Chief among those problems are low public sector salaries and high land prices. Official statistics show the average monthly salary of a Saudi public sector employee -- the 3 million or so people that Sfakianakis said are driving demand for new houses -- is no more than 5,200 riyals.
The Consulting Centre for Finance and Investment's Dukheil estimated that four out of five Saudis earn between just 2,500 and 8,500 riyals per month. "People who earn less than 10,000 riyals per month, and they are millions, cannot find a home," he said. Not when the price for a quarter acre block in an average Riyadh suburb is 1.5 million riyals.
Dar al-Arkan is by far the most sophisticated real estate developer in the country and recently launched a home finance firm to tap into the growing demand from middle class Saudis. Tellingly, though, the firm still generates 90 percent of its revenues and 96 percent of its gross profit from land sales.
And even if prices came down -- Dar al-Arkan's Gusaiyer said the government should consider subsidising housing for low income workers -- there's a dearth of property developers with the experience to build all the new houses so desperately needed.
"Who will build apartments blocks? And where?" Sfakianakis asked. "There is the issue of lack of public transportation. Solving the housing issue in Saudi Arabia will have to go through the development of suburbs, and this implies extending infrastructure and an efficient public transportation network."

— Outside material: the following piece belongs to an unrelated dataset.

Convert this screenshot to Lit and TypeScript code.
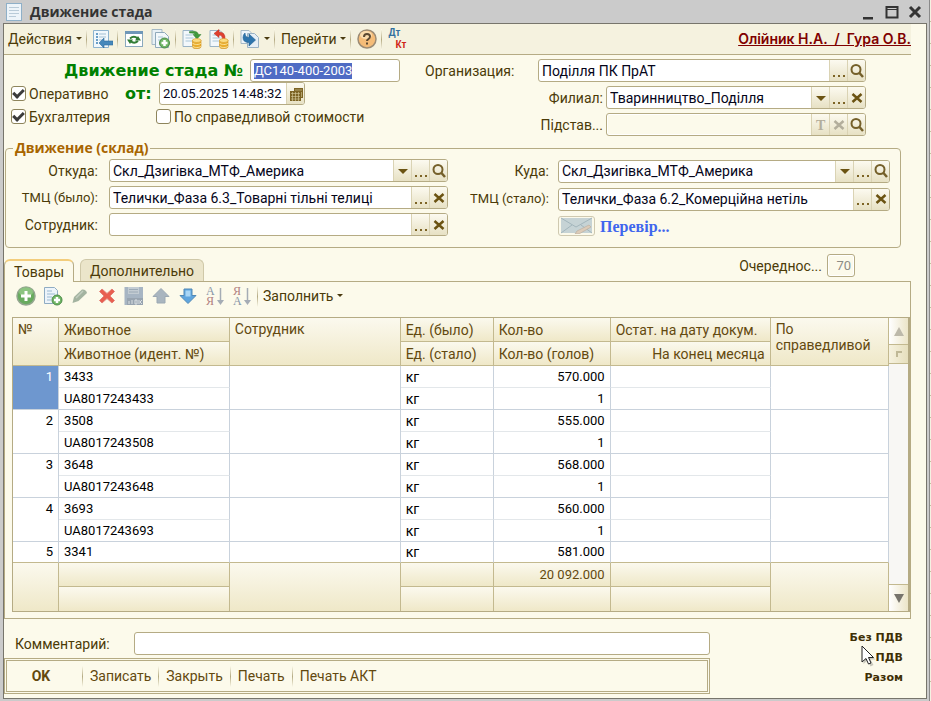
import { LitElement, html, svg, css, nothing } from "lit";
import { customElement, query } from "lit/decorators.js";

const icon = (body: unknown, w = 20, h = 20) =>
  html`<svg width=${w} height=${h} viewBox="0 0 ${w} ${h}" aria-hidden="true">${body}</svg>`;

const sheet = (x: number, y: number) => svg`
  <path d="M${x} ${y}h10l3 3v13h-13z" fill="#f3f8fb" stroke="#9ab4c6"/>
  <path d="M${x + 2.5} ${y + 4.5}h7M${x + 2.5} ${y + 7.5}h8M${x + 2.5} ${y + 10.5}h8" stroke="#a9c6d8"/>`;

const coins = svg`
  <path d="M10.500 11v6.500c0 3 8.500 3 8.500 0v-6.500z" fill="#e9ac2c" stroke="#c98a1a" stroke-width=".6"/>
  <path d="M10.500 14c1 2 7.500 2 8.500 0M10.500 17c1 2 7.500 2 8.500 0" fill="none" stroke="#fbe29a"/>
  <ellipse cx="14.750" cy="11.500" rx="4.250" ry="2" fill="#fbdc83" stroke="#d79c2b" stroke-width=".6"/>`;

const plus = (cx: number, cy: number, r: number) => svg`
  <circle cx=${cx} cy=${cy} r=${r} fill="#6fb565" stroke="#4c8b48"/>
  <path d="M${cx - r + 2} ${cy}h${2 * r - 4}M${cx} ${cy - r + 2}v${2 * r - 4}" stroke="#fff" stroke-width="2.500"/>`;

const icons = {
  form: icon(svg`
    <rect x="1.500" y=".5" width="15" height="17" fill="#edf4f9" stroke="#8fb0c8"/>
    <path d="M4 4.500h10M4 7.500h10M4 10.500h10M4 13.500h7" stroke="#b9cbd8"/>`, 18, 18),
  post: icon(svg`
    <path d="M.5 1.500h15v17h-15z" fill="#f1f8fc" stroke="#8db3ce"/>
    <path d="M3 5h2M3 8h2M3 11h2M3 14h2" stroke="#3f81b5" stroke-width="1.500"/>
    <path d="M6 5h7M6 8h7M6 11h5" stroke="#a3bfd2"/>
    <path d="M6 14l5-5v3h9v4h-9v3z" fill="#4688bb" stroke="#2e6c9e" stroke-width=".6"/>`),
  refresh: icon(svg`
    <rect x="1.500" y="2.500" width="17" height="15" fill="#fff" stroke="#8ba9bd"/>
    <rect x="1" y="2" width="18" height="3" fill="#6f97b8"/>
    <path d="M6 9.500q4-3.500 7.500 0M14 12q-4 3.500-7.500 0" fill="none" stroke="#327d35" stroke-width="2"/>
    <path d="M11 11.500h6l-3-4.500zM3 10.500h6l-3 4.500z" fill="#327d35" transform="rotate(0)"/>`),
  copy: icon(svg`
    <path d="M1 .5h10v15h-10z" fill="#e8f0f5" stroke="#a5b9c6"/>
    <path d="M4.500 3.500h9l4 4v11h-13z" fill="#f3f8fb" stroke="#8fa9bb"/>
    <path d="M7 8h5M7 11h3" stroke="#a9c6d8"/>${plus(13.5, 14, 5)}`),
  postDoc: icon(svg`${sheet(1, 1.5)}
    <path d="M7.500 2.500q8-1.500 9 3h2.500l-4 4.500-4-4.500h2.500q-1-2-6-1.500z" fill="#3f9a3c" stroke="#2f7a30" stroke-width=".5"/>${coins}`),
  unpost: icon(svg`${sheet(1, 1.5)}
    <path d="M5 4.500l5-4v2.500q6.500 0 6 7h-2.500q0-4-3.500-4v2.500z" fill="#e0402f" stroke="#b52b20" stroke-width=".5"/>${coins}`),
  basis: icon(svg`
    <path d="M1 1.500h8l2 2v11h-10z" fill="#eef5fa" stroke="#a5b9c6"/>
    <path d="M7.500 4.500h7l4 4v10h-11z" fill="#e6eff6" stroke="#9ab2c4"/>
    <path d="M5 4q0 4.500 4 4.500v-3.500l6.500 6-6.500 6v-3.500q-6 0-6-5 0-3 2-4.500z" fill="#2e75ad" stroke="#1f5f92" stroke-width=".6"/>`),
  help: icon(svg`
    <circle cx="10" cy="10" r="9" fill="#f5bc78" stroke="#9c8b74" stroke-width="1.500"/>
    <ellipse cx="9" cy="6" rx="6" ry="4" fill="#fbdcae"/>
    <path d="M7 8q0-3 3-3t3 2.500q0 1.500-1.500 2.500t-1.500 2" fill="none" stroke="#5d4a33" stroke-width="2"/>
    <rect x="9" y="13.500" width="2" height="2" fill="#5d4a33"/>`),
  add: icon(svg`
    <circle cx="10" cy="10" r="9" fill="#68ab5f" stroke="#93a78f" stroke-width="1.500"/>
    <ellipse cx="10" cy="6" rx="7" ry="4.500" fill="#8cc481"/>
    <path d="M5 10h10M10 5v10" stroke="#fff" stroke-width="3"/>`),
  addCopy: icon(svg`
    <path d="M1.500 1.500h10l3 3v13h-13z" fill="#edf4fa" stroke="#8facc3"/>
    <path d="M4 5h5M4 8h8M4 11h5M4 14h4" stroke="#9bbad2"/>${plus(14, 14, 5)}`),
  pencil: icon(svg`
    <path d="M2.500 17l1.500-6 8-7.500q4-.5 5 3.500l-8.500 8z" fill="#a3b3a0"/>
    <path d="M6 12l7-7" stroke="#c2cdbf" stroke-width="1.500"/>`),
  remove: icon(svg`
    <path d="M2.500 5.500L5 3l5 4.500L15 3l2.500 2.500L13 10l4.500 4.500L15 17l-5-4.500L5 17l-2.500-2.500L7 10z" fill="#e85f50" stroke="#e38078"/>`),
  save: icon(svg`
    <path d="M.5 1h18.500v18h-18.500z" fill="#a7b5c3"/>
    <path d="M4 1h11v7h-11z" fill="#c3ccd3"/><path d="M5 3.500h9M5 6h9" stroke="#9caab6"/>
    <path d="M3 12h16v7h-16z" fill="#98a4b0"/>
    <path d="M5 15v3M8 14v4M11 14h2v4h-2zM15 14v4M18 14l-2 2 2 2" fill="none" stroke="#dbe0e4"/>`),
  up: icon(svg`<path d="M10 2.500l8 8h-4v6.500h-8v-6.500h-4z" fill="#a9b5bf" stroke="#9ba8b3"/>`),
  down: icon(svg`
    <path d="M10 17.500l8-8h-4v-6.500h-8v6.500h-4z" fill="#5fa5de" stroke="#5289b5"/>
    <path d="M7.500 4.500h5v6h-5z" fill="#a9d6f6"/>`),
  sortAsc: icon(svg`
    <text x="1" y="9" class="g1">А</text><text x="1" y="19" class="g2">Я</text>
    <path d="M15.500 2v14" stroke="#a5acb5" stroke-width="1.500"/><path d="M12 14h7l-3.500 5z" fill="#a5acb5"/>`),
  sortDesc: icon(svg`
    <text x="1" y="9" class="g2">Я</text><text x="1" y="19" class="g1">А</text>
    <path d="M15.500 2v14" stroke="#a5acb5" stroke-width="1.500"/><path d="M12 14h7l-3.500 5z" fill="#a5acb5"/>`),
  search: icon(svg`
    <circle cx="6" cy="5.500" r="4.500" fill="none" stroke="#75602a" stroke-width="2"/>
    <path d="M9 8.500l4 4.500" stroke="#75602a" stroke-width="2.500"/>`, 14, 14),
  clear: icon(svg`<path d="M2.500 3l9 8M11.500 3l-9 8" stroke="currentColor" stroke-width="2.500"/>`, 14, 14),
  drop: icon(svg`<path d="M2 5h10l-5 5z" fill="#6b5312"/>`, 14, 14),
  dots: icon(svg`<path d="M1 11h2v2h-2zM6 11h2v2h-2zM11 11h2v2h-2z" fill="#7d6425"/>`, 14, 14),
  text: icon(svg`<text x="2" y="12" class="tt">T</text>`, 14, 14),
  calendar: icon(svg`
    <path d="M5 1h9v10h-2v3h-11v-10h4z" fill="#7d6425"/>
    <path d="M2 6.500h9M2 9.500h9M2 12h9M3.500 5v9M6.500 5v9M9.500 5v9M6 3h7M12.500 5v5" stroke="#d8cd9e" stroke-width=".6"/>`, 14, 14),
  caret: icon(svg`<path d="M0 0h6l-3 3z" fill="#4a3a10"/>`, 6, 4),
};

type Btn = "drop" | "dots" | "search" | "clear" | "text" | "calendar";
const names: Record<Btn, string> = {
  drop: "Список", dots: "Выбрать", search: "Открыть", clear: "Очистить", text: "Тип", calendar: "Календарь",
};

const animals = [
  ["3433", "UA8017243433", "570.000"],
  ["3508", "UA8017243508", "555.000"],
  ["3648", "UA8017243648", "568.000"],
  ["3693", "UA8017243693", "560.000"],
  ["3341", "", "581.000"],
];

@customElement("app-root")
export class AppRoot extends LitElement {
  @query("#number") numberInput!: HTMLInputElement;

  firstUpdated() {
    this.numberInput.focus();
    this.numberInput.select();
  }

  box(id: string, value: string, buttons: Btn[] = [], cls = "") {
    const off = cls.includes("off");
    return html`<div class="box ${cls}">
      <input id=${id} type="text" .value=${value} ?disabled=${off} />
      ${buttons.map((b) => html`<button class="pick ${off && b !== "search" ? "dim" : ""}" aria-label=${names[b]}>${icons[b]}</button>`)}
    </div>`;
  }

  field(cls: string, id: string, label: string, value: string, buttons: Btn[], boxCls = "") {
    return html`<div class="field ${cls}"><label for=${id}>${label}</label>${this.box(id, value, buttons, boxCls)}</div>`;
  }

  tool(name: string, glyph: unknown) {
    return html`<button class="tool" aria-label=${name}>${glyph}</button>`;
  }

  row(a: string[], i: number) {
    const whole = a[1] !== "";
    const span = whole ? 2 : 1;
    return html`<tr class=${whole ? "" : "cut"}>
        <td rowspan=${span} class="num ${i ? "" : "current"}">${i + 1}</td>
        <td class="first">${a[0]}</td><td rowspan=${span}></td><td class="first cyr">кг</td>
        <td class="first num">${a[2]}</td><td class="first"></td><td rowspan=${span}></td>
      </tr>
      ${whole ? html`<tr><td>${a[1]}</td><td class="cyr">кг</td><td class="num">1</td><td></td></tr>` : nothing}`;
  }

  render() {
    return html`
      <div class="window">
        <header class="title">
          ${icons.form}<h1>Движение стада</h1>
          <button aria-label="Свернуть">${icon(svg`<path d="M2 13h10v2.500h-10z" fill="#333"/>`, 16, 16)}</button>
          <button aria-label="Развернуть">${icon(svg`<path d="M2.500 3h11v10.500h-11z" fill="none" stroke="#333" stroke-width="2"/><path d="M2 5.500h12" stroke="#333"/>`, 16, 16)}</button>
          <button aria-label="Закрыть">${icon(svg`<path d="M3 3l10 10M13 3L3 13" stroke="#333" stroke-width="3"/>`, 16, 16)}</button>
        </header>
        <main>
          <nav class="bar">
            <button class="menu">Действия ${icons.caret}</button><i></i>
            ${this.tool("Записать", icons.post)}<i></i>
            ${this.tool("Обновить", icons.refresh)}${this.tool("Скопировать", icons.copy)}<i></i>
            ${this.tool("Провести", icons.postDoc)}${this.tool("Отмена проведения", icons.unpost)}<i></i>
            <button class="menu" aria-label="Ввести на основании">${icons.basis}${icons.caret}</button><i></i>
            <button class="menu">Перейти ${icons.caret}</button><i></i>
            ${this.tool("Справка", icons.help)}<i></i>
            <button class="dtkt"><b>Дт</b><b>Кт</b></button>
            <a class="users" href="#">Олійник Н.А.  /  Гура О.В.</a>
          </nav>

          <section class="head">
            <div class="left">
              <div class="line"><label class="caption" for="number">Движение стада №</label>${this.box("number", "ДС140-400-2003", [], "digits number")}</div>
              <div class="line">
                <label class="check oper"><input type="checkbox" checked />Оперативно</label>
                <label class="from" for="date">от:</label>${this.box("date", "20.05.2025 14:48:32", ["calendar"], "digits date")}
              </div>
              <div class="line">
                <label class="check acc"><input type="checkbox" checked />Бухгалтерия</label>
                <label class="check"><input type="checkbox" />По справедливой стоимости</label>
              </div>
            </div>
            <div class="right">
              ${this.field("org", "org", "Организация:", "Поділля ПК ПрАТ", ["dots", "search"])}
              ${this.field("sub", "branch", "Филиал:", "Тваринництво_Поділля", ["drop", "dots", "clear"])}
              ${this.field("sub", "reason", "Підстав...", "", ["text", "clear", "search"], "off")}
            </div>
          </section>

          <fieldset>
            <legend>Движение (склад)</legend>
            <div>
              ${this.field("", "src", "Откуда:", "Скл_Дзигівка_МТФ_Америка", ["drop", "dots", "search"])}
              ${this.field("tight", "was", "ТМЦ (было):", "Телички_Фаза 6.3_Товарні тільні телиці", ["dots", "clear"])}
              ${this.field("", "emp", "Сотрудник:", "", ["dots", "clear"])}
            </div>
            <div class="to">
              ${this.field("", "dst", "Куда:", "Скл_Дзигівка_МТФ_Америка", ["drop", "dots", "search"])}
              ${this.field("tight", "now", "ТМЦ (стало):", "Телички_Фаза 6.2_Комерційна нетіль", ["dots", "clear"])}
              <div class="verify">
                <button class="mail" aria-label="Письмо">${icon(svg`
                  <rect x="1" y="1" width="31" height="15" fill="#c6d3d5"/>
                  <path d="M1 1l15 9 16-9M1 16l11-8M32 16l-11-8" fill="none" stroke="#a3b6bc"/>
                  <path d="M15 17l2-3 12-6 2 2-12 7z" fill="#dccbb8" stroke="#b9ab9b" stroke-width=".6"/>`, 33, 17)}</button>
                <a href="#">Перевір...</a>
              </div>
            </div>
          </fieldset>

          <div class="tabs" role="tablist">
            <button role="tab" aria-selected="true" class="tab on">Товары</button>
            <button role="tab" aria-selected="false" class="tab">Дополнительно</button>
            <label for="order">Очереднос...</label>${this.box("order", "70", [], "digits order off")}
          </div>

          <section class="panel">
            <div class="grid-bar">
              ${this.tool("Добавить", icons.add)}${this.tool("Добавить копированием", icons.addCopy)}
              ${this.tool("Изменить", icons.pencil)}${this.tool("Удалить", icons.remove)}
              ${this.tool("Закончить редактирование", icons.save)}${this.tool("Вверх", icons.up)}
              ${this.tool("Вниз", icons.down)}${this.tool("По возрастанию", icons.sortAsc)}
              ${this.tool("По убыванию", icons.sortDesc)}<i></i>
              <button class="menu">Заполнить ${icons.caret}</button>
            </div>
            <div class="grid">
              <table>
                <colgroup><col class="c1" /><col class="c2" /><col class="c2" /><col class="c4" /><col class="c5" /><col class="c6" /><col class="c7" /></colgroup>
                <thead>
                  <tr><th rowspan="2">№</th><th>Животное</th><th rowspan="2">Сотрудник</th><th>Ед. (было)</th><th>Кол-во</th><th>Остат. на дату докум.</th><th rowspan="2">По справедливой</th></tr>
                  <tr><th>Животное (идент. №)</th><th>Ед. (стало)</th><th>Кол-во (голов)</th><th class="end">На конец месяца</th></tr>
                </thead>
                <tbody>${animals.map((a, i) => this.row(a, i))}</tbody>
                <tfoot>
                  <tr><td rowspan="2"></td><td></td><td rowspan="2"></td><td></td><td class="num">20 092.000</td><td></td><td rowspan="2"></td></tr>
                  <tr><td></td><td></td><td></td><td></td></tr>
                </tfoot>
              </table>
              <div class="scroll">
                <button class="s-up" aria-label="Вверх">${icon(svg`<path d="M5 0l5 9h-10z" fill="#bdb9aa"/>`, 10, 9)}</button>
                <div class="thumb">${icon(svg`<path d="M0 0h6v2h-4v4h-2z" fill="#bfb896"/>`, 6, 6)}</div>
                <div class="track"></div>
                <button class="s-down" aria-label="Вниз">${icon(svg`<path d="M0 0h10l-5 9z" fill="#77746c"/>`, 10, 9)}</button>
              </div>
            </div>
          </section>

          <footer>
            <div class="bottom">
              <div class="comment"><label for="comment">Комментарий:</label>${this.box("comment", "")}</div>
              <div class="actions"><div>
                <button class="ok">OK</button><i></i><button>Записать</button><i></i><button>Закрыть</button><i></i><button>Печать</button><i></i><button>Печать АКТ</button>
              </div></div>
            </div>
            <div class="totals"><span>Без ПДВ</span><span>ПДВ</span><span>Разом</span>
              <svg class="pointer" width="16" height="22" viewBox="0 0 16 22" aria-hidden="true">
                <path d="M2.500 3v16l4-3.500 3 6 3-1.500-3-5.500h5z" fill="#0003"/>
                <path d="M1 1v16l4-3.500 2.500 5.500 2.500-1-2.500-5.500h5z" fill="#fff" stroke="#222"/>
              </svg>
            </div>
          </footer>
        </main>
      </div>
      <div class="behind"></div>`;
  }

  static styles = css`
    :host { display: flex; min-height: 100vh; background: #cbcbcb; color: #4b3a08; font: 14px/16px Roboto, "Liberation Sans", sans-serif; }
    * { box-sizing: border-box; }
    svg { display: block; flex: none; }
    button, input { font: inherit; color: inherit; }
    button { background: none; border: 0; padding: 0; white-space: nowrap; display: flex; align-items: center; justify-content: center; }
    .window { flex: 1; min-width: 0; display: flex; flex-direction: column; padding: 0 2px 2px 3px; }
    .behind { flex: none; width: 2px; border-left: 1px solid #8a8a8a; background: repeating-linear-gradient(#f4f2e2 0 21px, #c4bf9f 21px 22px); }
    .title { display: flex; align-items: center; height: 23px; gap: 7px; padding: 0 4px 0 2px; }
    h1 { margin: 0; flex: 1; font: bold 14px/16px "Open Sans", sans-serif; color: #333; }
    main { flex: 1; background: #fcfaeb; border: 1px solid #77756c; padding-bottom: 4px; }

    i { width: 1px; height: 21px; background: linear-gradient(#fcfaeb, #b5ab84, #fcfaeb); }
    .tool { width: 20px; height: 20px; }
    .menu { gap: 4px; height: 20px; }
    .bar { display: flex; align-items: center; gap: 7px; height: 31px; margin-right: 15px; padding-left: 4px; background: #f5f2df; border-bottom: 1px solid #b5ab84; }
    .bar i { margin: 0 -1px 0 -3px; }
    .dtkt { display: grid; font: bold 10px/12px "Liberation Sans", sans-serif; color: #33709f; }
    .dtkt b { text-align: left; }
    .dtkt b + b { color: #cf2417; padding-left: 7px; }
    .users { margin-left: auto; color: #800000; font: 600 14px/16px Inter, sans-serif; white-space: pre; }

    .head { display: flex; padding: 4px 60px 0 7px; }
    .left { flex: 1 1 414px; }
    .right { flex: 1 1 441px; display: grid; gap: 4px; align-content: start; }
    .line { display: flex; align-items: center; height: 23px; }
    .caption, .from { color: #008000; font: bold 16px/18px "DejaVu Sans", sans-serif; }
    .caption { margin-left: 53px; width: 186px; white-space: nowrap; }
    .from { width: 34px; }
    .number { width: 150px; }
    .date { width: 146px; }
    .check { display: flex; align-items: center; gap: 3px; }
    .oper { width: 114px; }
    .acc { width: 145px; }
    .check input { appearance: none; margin: 0; width: 15px; height: 15px; background: #fff; border: 1px solid #8e855c; border-radius: 3px; display: grid; place-items: center; }
    .check input:checked::before { content: ""; width: 8px; height: 4px; border: solid #3b3b3b; border-width: 0 0 3px 3px; rotate: -45deg; margin-bottom: 3px; }

    .box { display: flex; height: 23px; background: #fff; border: 1px solid #b5ab84; border-radius: 3px; overflow: hidden; flex: 1; min-width: 0; }
    .box.number, .box.date, .box.order { flex: none; }
    .box input { flex: 1; min-width: 0; width: 0; border: 0; outline: 0; padding: 0 3px; background: none; color: #05051a; }
    .box input::selection { background: #4f6cc4; color: #fff; }
    .digits input { font-size: 13px; }
    .off { background: #fcfaeb; box-shadow: inset 0 0 0 1px #fff; }
    .box.off input { color: #8c8c85; }
    .pick { width: 18px; background: linear-gradient(#fcfaf0, #e7e1c4); border-left: 1px solid #dad3b4; color: #6b5312; }
    .pick.dim { color: #b3ae9c; }
    .tt { font: bold 14px "Liberation Serif", serif; fill: #b3ae9c; }
    .g1, .g2 { font: 12px "Liberation Serif", serif; fill: #8696a8; }
    .g2 { fill: #b07f7f; }

    .field { display: grid; grid-template-columns: 92px 1fr; gap: 11px; align-items: center; }
    .field label { text-align: right; white-space: nowrap; }
    .tight label { font-size: 13px; }
    .org { grid-template-columns: 113px 1fr; gap: 0; }
    .field.org label { text-align: left; }
    .sub { grid-template-columns: 178px 1fr; gap: 3px; }

    fieldset { margin: 5px 25px 0 1px; padding: 4px 10px 11px 0; border: 1px solid #b5ab84; border-radius: 4px; display: grid; grid-template-columns: 1fr 1fr; }
    fieldset > div { display: grid; gap: 4px; }
    legend { margin-left: 7px; padding: 0 2px; color: #a86500; font: bold 14px/14px "Open Sans", sans-serif; }
    .to .field { grid-template-columns: 101px 1fr; gap: 9px; }
    .verify { display: flex; align-items: center; gap: 5px; padding-left: 110px; }
    .mail { width: 37px; height: 20px; border: 1px solid #cfc9b0; border-radius: 3px; }
    .verify a { align-self: flex-end; color: #3f66ee; font: bold 16px/18px "Liberation Serif", serif; text-decoration: none; }

    .tabs { display: flex; align-items: flex-end; margin: 5px 71px 0 0; height: 28px; position: relative; }
    .tab { height: 22px; padding: 0 9px; border: 1px solid #cfc8a8; border-bottom: 0; border-radius: 6px 6px 0 0; background: #ebe5ca; margin-right: 6px; }
    .tab.on { height: 23px; margin-bottom: -1px; background: #fcfaeb; border-color: #b5ab84; border-top: 2px solid #f3cd7c; z-index: 1; }
    .tabs label { margin: 0 5px 7px auto; }
    .box.order { width: 28px; margin-bottom: 4px; }
    .order input { text-align: right; }

    .panel { margin-right: 15px; border: 1px solid #b5ab84; padding: 0 0 6px 7px; }
    .grid-bar { display: flex; align-items: flex-start; gap: 7px; height: 35px; padding: 4px 0 0 4px; }
    .grid-bar i { margin: 0 -2px; }
    .grid { display: flex; border: 1px solid #b5ab84; border-right-width: 2px; }
    table { flex: 1; border-collapse: separate; border-spacing: 0; table-layout: fixed; width: 0; }
    .c1 { width: 46px; } .c2 { width: 19.5%; } .c4 { width: 93px; } .c5 { width: 117px; } .c6 { width: 160px; }
    th, td { padding: 0 5px; border-right: 1px solid #c9d2dc; border-bottom: 1px solid #c9d2dc; text-align: left; font-weight: normal; white-space: nowrap; overflow: hidden; }
    th { height: 24px; color: #63490f; border-color: #c3b98f; background: linear-gradient(#fbf9ee, #efe8c8); }
    th[rowspan] { vertical-align: top; padding-top: 3px; white-space: normal; }
    th.end { text-align: right; }
    td { height: 22px; background: #fff; color: #000; font-size: 13px; }
    td[rowspan="2"] { vertical-align: top; padding-top: 3px; }
    .first { border-bottom-color: #e3e7ea; }
    .cyr { font-size: 14px; }
    .num { text-align: right; }
    .cut td { height: 21px; border-bottom-color: #c3b98f; }
    td.current { background: #6e97cf; color: #fff; }
    tfoot td { height: 24px; color: #63490f; border-color: #c3b98f; background: linear-gradient(#fbf9ee, #efe8c8); }
    tfoot tr:last-child td, tfoot td[rowspan] { border-bottom: 0; }
    .scroll { width: 19px; display: flex; flex-direction: column; }
    .s-up, .s-down { height: 26px; background: linear-gradient(90deg, #fff, #ece5c8); }
    .thumb { height: 20px; display: grid; place-items: center; background: linear-gradient(90deg, #f6f2df, #e6dfbd); border: solid #c3b98f; border-width: 1px 0; }
    .track { flex: 1; background: #f8f7f4; border-bottom: 1px solid #c3b98f; }

    footer { display: flex; margin-top: 9px; padding-right: 23px; justify-content: space-between; }
    .bottom { flex: 0 1 706px; padding-top: 4px; }
    .comment { display: flex; align-items: center; padding-left: 11px; }
    .comment label { width: 119px; }
    .actions { margin-top: 3px; padding: 1px; border: 1px solid #b5ab84; }
    .actions > div { display: flex; align-items: center; gap: 7px; height: 32px; border: 1px solid #b5ab84; }
    .actions button { color: #63490f; height: 24px; }
    .actions .ok { width: 68px; font-weight: bold; }
    .totals { position: relative; display: flex; flex-direction: column; text-align: right; color: #3f2f04; font: bold 11px/20px "DejaVu Sans", sans-serif; }
    .pointer { position: absolute; left: 11px; top: 17px; }
  `;
}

A cultural shift is already underway. Gusaiyer points out that apartments were considered undesirable 20 years ago, but are now in demand in cities such as Riyadh. As the generation born in the oil boom years of the 1970s grows up, they'll have to learn to be content with the less.
For people like car salesman Nasser, change can't come soon enough.
"It's hard enough to find someone you really like to be your wife in this country," he said. "Now my fiance's mother keeps nagging her and tries to make her meet a more able suitor. I have applied for some jobs in Qatar and Kuwait. That is the only way out".